What the task asks:
Extract the full listing verbatim and drop any pictures from your copy.

Data segment:
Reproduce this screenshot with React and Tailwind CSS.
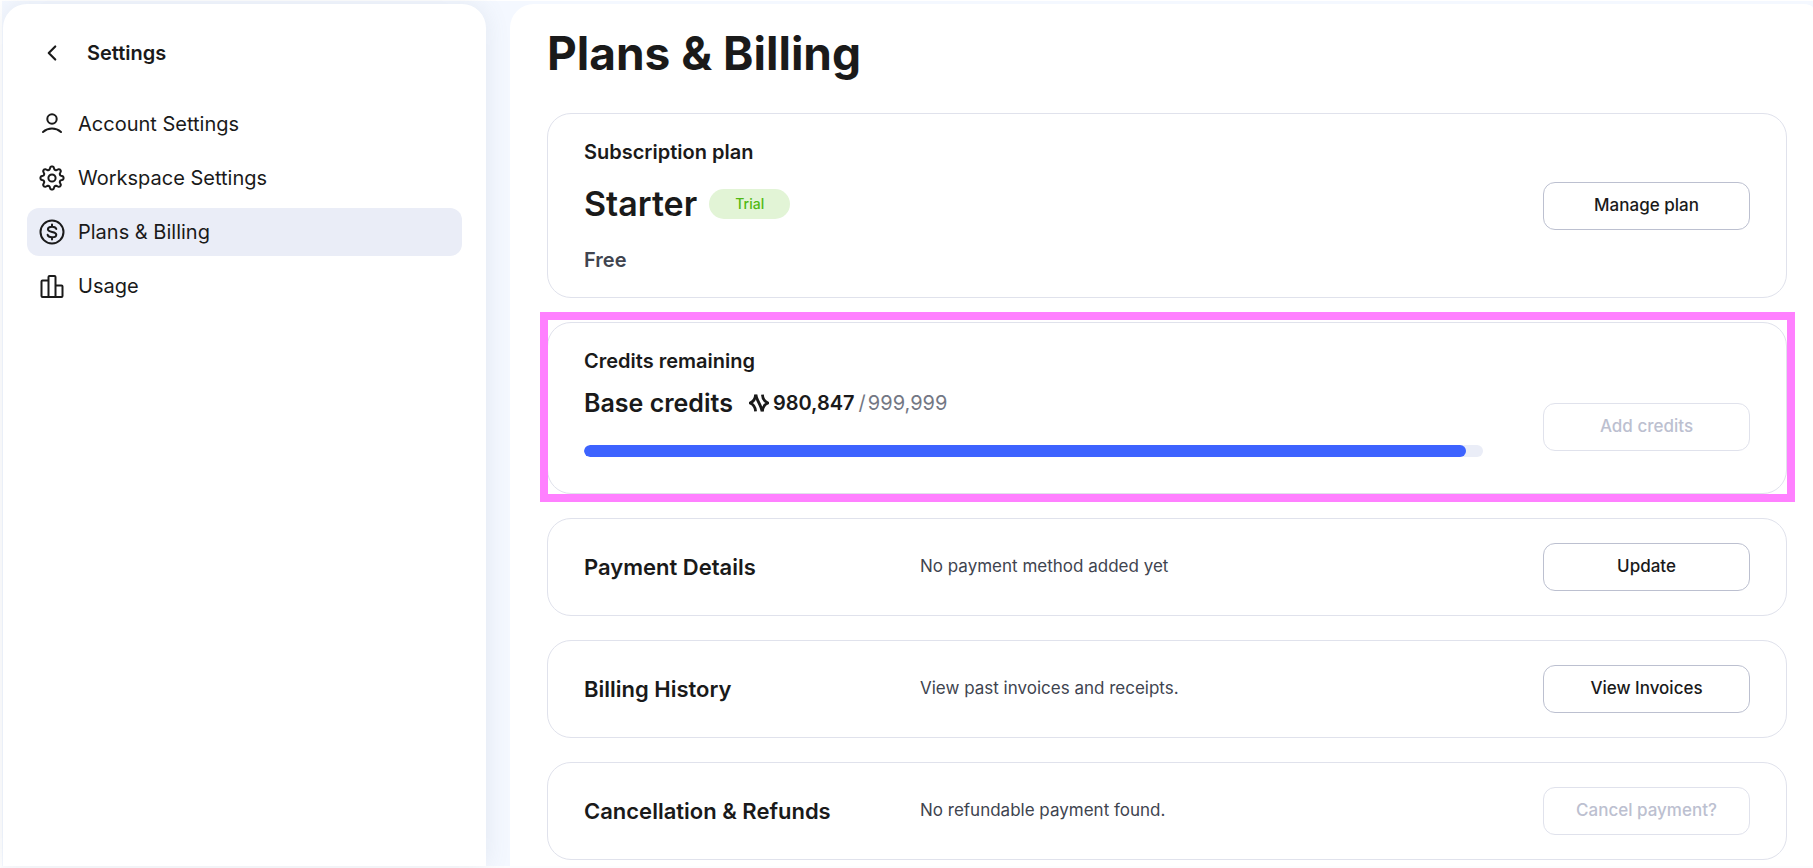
import { ChevronLeft } from "lucide-react";

const iconProps = {
  width: 26,
  height: 26,
  viewBox: "0 0 26 26",
  fill: "none",
  stroke: "currentColor",
  strokeWidth: 2,
  strokeLinecap: "round",
  strokeLinejoin: "round",
  "aria-hidden": true,
};

function UserIcon() {
  return (
    <svg {...iconProps}>
      <circle cx="13" cy="8" r="4.700" />
      <path d="M4 21C6.400 18.900 9.500 17.600 13 17.600s6.600 1.300 9 3.400" />
    </svg>
  );
}

function gearPath() {
  const teeth = 8;
  const points = [];
  for (let i = 0; i <= 96; i++) {
    const a = (i / 96) * Math.PI * 2;
    const wave = Math.cos(a * teeth);
    const r = 10.1 + 1.6 * Math.tanh(wave * 1.6);
    points.push(`${(13 + r * Math.sin(a)).toFixed(2)} ${(13 - r * Math.cos(a)).toFixed(2)}`);
  }
  return `M${points.join("L")}Z`;
}

function GearIcon() {
  return (
    <svg {...iconProps}>
      <path d={gearPath()} />
      <circle cx="13" cy="13" r="3.600" />
    </svg>
  );
}

function DollarIcon() {
  return (
    <svg {...iconProps}>
      <circle cx="13" cy="13" r="11.500" />
      <path d="M17.300 10C16.900 8.500 15.400 7.700 13.100 7.700c-2.500 0-4.200 1-4.200 2.600 0 3.800 8.400 1.600 8.400 5.400 0 1.600-1.700 2.600-4.300 2.600-2.400 0-4-.900-4.400-2.500M13 5.600v2.100M13 18.300v2.100" />
    </svg>
  );
}

function UsageIcon() {
  return (
    <svg {...iconProps}>
      <path d="M9.500 24H3.500a1 1 0 0 1-1-1V8.500a1 1 0 0 1 1-1H9.500M9.500 24V4a1 1 0 0 1 1-1h5a1 1 0 0 1 1 1v20M9.500 24h7M16.500 12.500h6a1 1 0 0 1 1 1V23a1 1 0 0 1-1 1h-6" />
    </svg>
  );
}

function CreditsIcon() {
  return (
    <svg
      width="20"
      height="18"
      viewBox="0 0 20 18"
      fill="none"
      stroke="currentColor"
      strokeWidth="2.800"
      aria-hidden="true"
    >
      <path d="M6.600 .600C6.400 4.700 4.800 7.500 1 9C4.800 10.500 6.400 13.300 6.600 17.400" />
      <path d="M13.400 .600C13.600 4.700 15.200 7.500 19 9C15.200 10.500 13.600 13.300 13.400 17.400" />
      <path d="M7 .600C7.200 6 12.800 12 13 17.400" />
    </svg>
  );
}

const navItems = [
  { label: "Account Settings", Icon: UserIcon },
  { label: "Workspace Settings", Icon: GearIcon },
  { label: "Plans & Billing", Icon: DollarIcon, active: true },
  { label: "Usage", Icon: UsageIcon },
];

function Sidebar() {
  return (
    <aside className="w-[483px] shrink-0 rounded-t-3xl bg-white px-6 pt-[29px] shadow-[0_0_24px_rgba(100,116,139,0.12)]">
      <div className="flex h-10 items-center gap-[22px] pl-3">
        <button type="button" aria-label="Back" className="flex size-[26px] items-center justify-center">
          <ChevronLeft size={28} strokeWidth={2} />
        </button>
        <h2 className="text-xl font-semibold">Settings</h2>
      </div>
      <nav className="mt-[27px] flex flex-col gap-1.5">
        {navItems.map(({ label, Icon, active }) => (
          <a
            key={label}
            href="#"
            aria-current={active ? "page" : undefined}
            className={`flex h-12 items-center gap-[13px] rounded-xl px-3 text-xl ${active ? "bg-[#eaedf7]" : ""}`}
          >
            <Icon />
            {label}
          </a>
        ))}
      </nav>
    </aside>
  );
}

function ActionButton({ children, disabled, className = "" }) {
  return (
    <button
      type="button"
      disabled={disabled}
      className={`h-12 w-[207px] shrink-0 rounded-xl border border-[#bcc0d0] text-[17px] font-medium disabled:border-[#e0e2ec] disabled:text-[#bcc0d0] ${className}`}
    >
      {children}
    </button>
  );
}

function DetailRow({ title, text, action, disabled }) {
  return (
    <section className="flex h-[98px] items-center rounded-3xl border border-[#e0e2ec] px-9">
      <h2 className="w-[336px] shrink-0 text-[22px] font-semibold">{title}</h2>
      <p className="flex-1 text-[17px] text-[#40444f]">{text}</p>
      <ActionButton disabled={disabled}>{action}</ActionButton>
    </section>
  );
}

export default function App() {
  const remaining = 980847;
  const total = 999999;
  return (
    <div className="flex min-h-screen gap-6 border-t border-b-2 border-l-2 border-t-white border-b-[#fcfcfe] border-l-white bg-[#f4f8ff] pt-[3px] pl-px font-['Inter',sans-serif] text-[#1a1a1a]">
      <Sidebar />
      <main className="min-w-0 flex-1 rounded-tl-3xl rounded-tr-[10px_4px] bg-white pt-[19px] pr-[26px] pl-[37px]">
        <h1 className="text-[46px] leading-[60px] font-bold">Plans &amp; Billing</h1>
        <div className="mt-[30px] flex flex-col gap-6">
          <section className="flex items-center justify-between rounded-3xl border border-[#e0e2ec] px-9 pt-6 pb-[23px]">
            <div>
              <h2 className="text-xl leading-7 font-semibold">Subscription plan</h2>
              <div className="mt-4 flex items-center gap-3">
                <p className="text-[34px] leading-[44px] font-semibold">Starter</p>
                <span className="flex h-[30px] w-[81px] items-center justify-center rounded-full bg-[#e2f4d6] text-sm font-medium text-[#52b913]">
                  Trial
                </span>
              </div>
              <p className="mt-5 text-xl leading-7 font-semibold text-[#40444f]">Free</p>
            </div>
            <ActionButton>Manage plan</ActionButton>
          </section>
          <section className="relative flex items-end rounded-3xl border border-[#e0e2ec] px-9 pt-6 pb-9">
            <div className="pointer-events-none absolute -top-[11px] -right-[9px] -bottom-[9px] -left-2 border-8 border-[#ff80ff]" />
            <div className="mr-[60px] min-w-0 flex-1">
              <h2 className="text-xl leading-7 font-semibold">Credits remaining</h2>
              <div className="mt-2 flex items-center">
                <p className="text-[25px] leading-10 font-semibold">Base credits</p>
                <div className="ml-4 flex items-center text-xl">
                  <CreditsIcon />
                  <span className="ml-1 font-semibold">{remaining.toLocaleString("en-US")}</span>
                  <span className="ml-1 text-[#737784]">/</span>
                  <span className="ml-0.5 text-[#737784]">{total.toLocaleString("en-US")}</span>
                </div>
              </div>
              <div className="mt-[22px] h-3 overflow-hidden rounded-full bg-[#eaedf7]">
                <div
                  className="h-full rounded-full bg-[#3d63ff]"
                  style={{ width: `${(remaining / total) * 100}%` }}
                />
              </div>
            </div>
            <ActionButton disabled className="mb-1.5">
              Add credits
            </ActionButton>
          </section>
          <DetailRow title="Payment Details" text="No payment method added yet" action="Update" />
          <DetailRow title="Billing History" text="View past invoices and receipts." action="View Invoices" />
          <DetailRow
            title="Cancellation & Refunds"
            text="No refundable payment found."
            action="Cancel payment?"
            disabled
          />
        </div>
      </main>
    </div>
  );
}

Response to this task:
Reproduce this screenshot with React and Tailwind CSS.
import { ChevronLeft } from "lucide-react";

const iconProps = {
  width: 26,
  height: 26,
  viewBox: "0 0 26 26",
  fill: "none",
  stroke: "currentColor",
  strokeWidth: 2,
  strokeLinecap: "round",
  strokeLinejoin: "round",
  "aria-hidden": true,
};

function UserIcon() {
  return (
    <svg {...iconProps}>
      <circle cx="13" cy="8" r="4.700" />
      <path d="M4 21C6.400 18.900 9.500 17.600 13 17.600s6.600 1.300 9 3.400" />
    </svg>
  );
}

function gearPath() {
  const teeth = 8;
  const points = [];
  for (let i = 0; i <= 96; i++) {
    const a = (i / 96) * Math.PI * 2;
    const wave = Math.cos(a * teeth);
    const r = 10.1 + 1.6 * Math.tanh(wave * 1.6);
    points.push(`${(13 + r * Math.sin(a)).toFixed(2)} ${(13 - r * Math.cos(a)).toFixed(2)}`);
  }
  return `M${points.join("L")}Z`;
}

function GearIcon() {
  return (
    <svg {...iconProps}>
      <path d={gearPath()} />
      <circle cx="13" cy="13" r="3.600" />
    </svg>
  );
}

function DollarIcon() {
  return (
    <svg {...iconProps}>
      <circle cx="13" cy="13" r="11.500" />
      <path d="M17.300 10C16.900 8.500 15.400 7.700 13.100 7.700c-2.500 0-4.200 1-4.200 2.600 0 3.800 8.400 1.600 8.400 5.400 0 1.600-1.700 2.600-4.300 2.600-2.400 0-4-.900-4.400-2.500M13 5.600v2.100M13 18.300v2.100" />
    </svg>
  );
}

function UsageIcon() {
  return (
    <svg {...iconProps}>
      <path d="M9.500 24H3.500a1 1 0 0 1-1-1V8.500a1 1 0 0 1 1-1H9.500M9.500 24V4a1 1 0 0 1 1-1h5a1 1 0 0 1 1 1v20M9.500 24h7M16.500 12.500h6a1 1 0 0 1 1 1V23a1 1 0 0 1-1 1h-6" />
    </svg>
  );
}

function CreditsIcon() {
  return (
    <svg
      width="20"
      height="18"
      viewBox="0 0 20 18"
      fill="none"
      stroke="currentColor"
      strokeWidth="2.800"
      aria-hidden="true"
    >
      <path d="M6.600 .600C6.400 4.700 4.800 7.500 1 9C4.800 10.500 6.400 13.300 6.600 17.400" />
      <path d="M13.400 .600C13.600 4.700 15.200 7.500 19 9C15.200 10.500 13.600 13.300 13.400 17.400" />
      <path d="M7 .600C7.200 6 12.800 12 13 17.400" />
    </svg>
  );
}

const navItems = [
  { label: "Account Settings", Icon: UserIcon },
  { label: "Workspace Settings", Icon: GearIcon },
  { label: "Plans & Billing", Icon: DollarIcon, active: true },
  { label: "Usage", Icon: UsageIcon },
];

function Sidebar() {
  return (
    <aside className="w-[483px] shrink-0 rounded-t-3xl bg-white px-6 pt-[29px] shadow-[0_0_24px_rgba(100,116,139,0.12)]">
      <div className="flex h-10 items-center gap-[22px] pl-3">
        <button type="button" aria-label="Back" className="flex size-[26px] items-center justify-center">
          <ChevronLeft size={28} strokeWidth={2} />
        </button>
        <h2 className="text-xl font-semibold">Settings</h2>
      </div>
      <nav className="mt-[27px] flex flex-col gap-1.5">
        {navItems.map(({ label, Icon, active }) => (
          <a
            key={label}
            href="#"
            aria-current={active ? "page" : undefined}
            className={`flex h-12 items-center gap-[13px] rounded-xl px-3 text-xl ${active ? "bg-[#eaedf7]" : ""}`}
          >
            <Icon />
            {label}
          </a>
        ))}
      </nav>
    </aside>
  );
}

function ActionButton({ children, disabled, className = "" }) {
  return (
    <button
      type="button"
      disabled={disabled}
      className={`h-12 w-[207px] shrink-0 rounded-xl border border-[#bcc0d0] text-[17px] font-medium disabled:border-[#e0e2ec] disabled:text-[#bcc0d0] ${className}`}
    >
      {children}
    </button>
  );
}

function DetailRow({ title, text, action, disabled }) {
  return (
    <section className="flex h-[98px] items-center rounded-3xl border border-[#e0e2ec] px-9">
      <h2 className="w-[336px] shrink-0 text-[22px] font-semibold">{title}</h2>
      <p className="flex-1 text-[17px] text-[#40444f]">{text}</p>
      <ActionButton disabled={disabled}>{action}</ActionButton>
    </section>
  );
}

export default function App() {
  const remaining = 980847;
  const total = 999999;
  return (
    <div className="flex min-h-screen gap-6 border-t border-b-2 border-l-2 border-t-white border-b-[#fcfcfe] border-l-white bg-[#f4f8ff] pt-[3px] pl-px font-['Inter',sans-serif] text-[#1a1a1a]">
      <Sidebar />
      <main className="min-w-0 flex-1 rounded-tl-3xl rounded-tr-[10px_4px] bg-white pt-[19px] pr-[26px] pl-[37px]">
        <h1 className="text-[46px] leading-[60px] font-bold">Plans &amp; Billing</h1>
        <div className="mt-[30px] flex flex-col gap-6">
          <section className="flex items-center justify-between rounded-3xl border border-[#e0e2ec] px-9 pt-6 pb-[23px]">
            <div>
              <h2 className="text-xl leading-7 font-semibold">Subscription plan</h2>
              <div className="mt-4 flex items-center gap-3">
                <p className="text-[34px] leading-[44px] font-semibold">Starter</p>
                <span className="flex h-[30px] w-[81px] items-center justify-center rounded-full bg-[#e2f4d6] text-sm font-medium text-[#52b913]">
                  Trial
                </span>
              </div>
              <p className="mt-5 text-xl leading-7 font-semibold text-[#40444f]">Free</p>
            </div>
            <ActionButton>Manage plan</ActionButton>
          </section>
          <section className="relative flex items-end rounded-3xl border border-[#e0e2ec] px-9 pt-6 pb-9">
            <div className="pointer-events-none absolute -top-[11px] -right-[9px] -bottom-[9px] -left-2 border-8 border-[#ff80ff]" />
            <div className="mr-[60px] min-w-0 flex-1">
              <h2 className="text-xl leading-7 font-semibold">Credits remaining</h2>
              <div className="mt-2 flex items-center">
                <p className="text-[25px] leading-10 font-semibold">Base credits</p>
                <div className="ml-4 flex items-center text-xl">
                  <CreditsIcon />
                  <span className="ml-1 font-semibold">{remaining.toLocaleString("en-US")}</span>
                  <span className="ml-1 text-[#737784]">/</span>
                  <span className="ml-0.5 text-[#737784]">{total.toLocaleString("en-US")}</span>
                </div>
              </div>
              <div className="mt-[22px] h-3 overflow-hidden rounded-full bg-[#eaedf7]">
                <div
                  className="h-full rounded-full bg-[#3d63ff]"
                  style={{ width: `${(remaining / total) * 100}%` }}
                />
              </div>
            </div>
            <ActionButton disabled className="mb-1.5">
              Add credits
            </ActionButton>
          </section>
          <DetailRow title="Payment Details" text="No payment method added yet" action="Update" />
          <DetailRow title="Billing History" text="View past invoices and receipts." action="View Invoices" />
          <DetailRow
            title="Cancellation & Refunds"
            text="No refundable payment found."
            action="Cancel payment?"
            disabled
          />
        </div>
      </main>
    </div>
  );
}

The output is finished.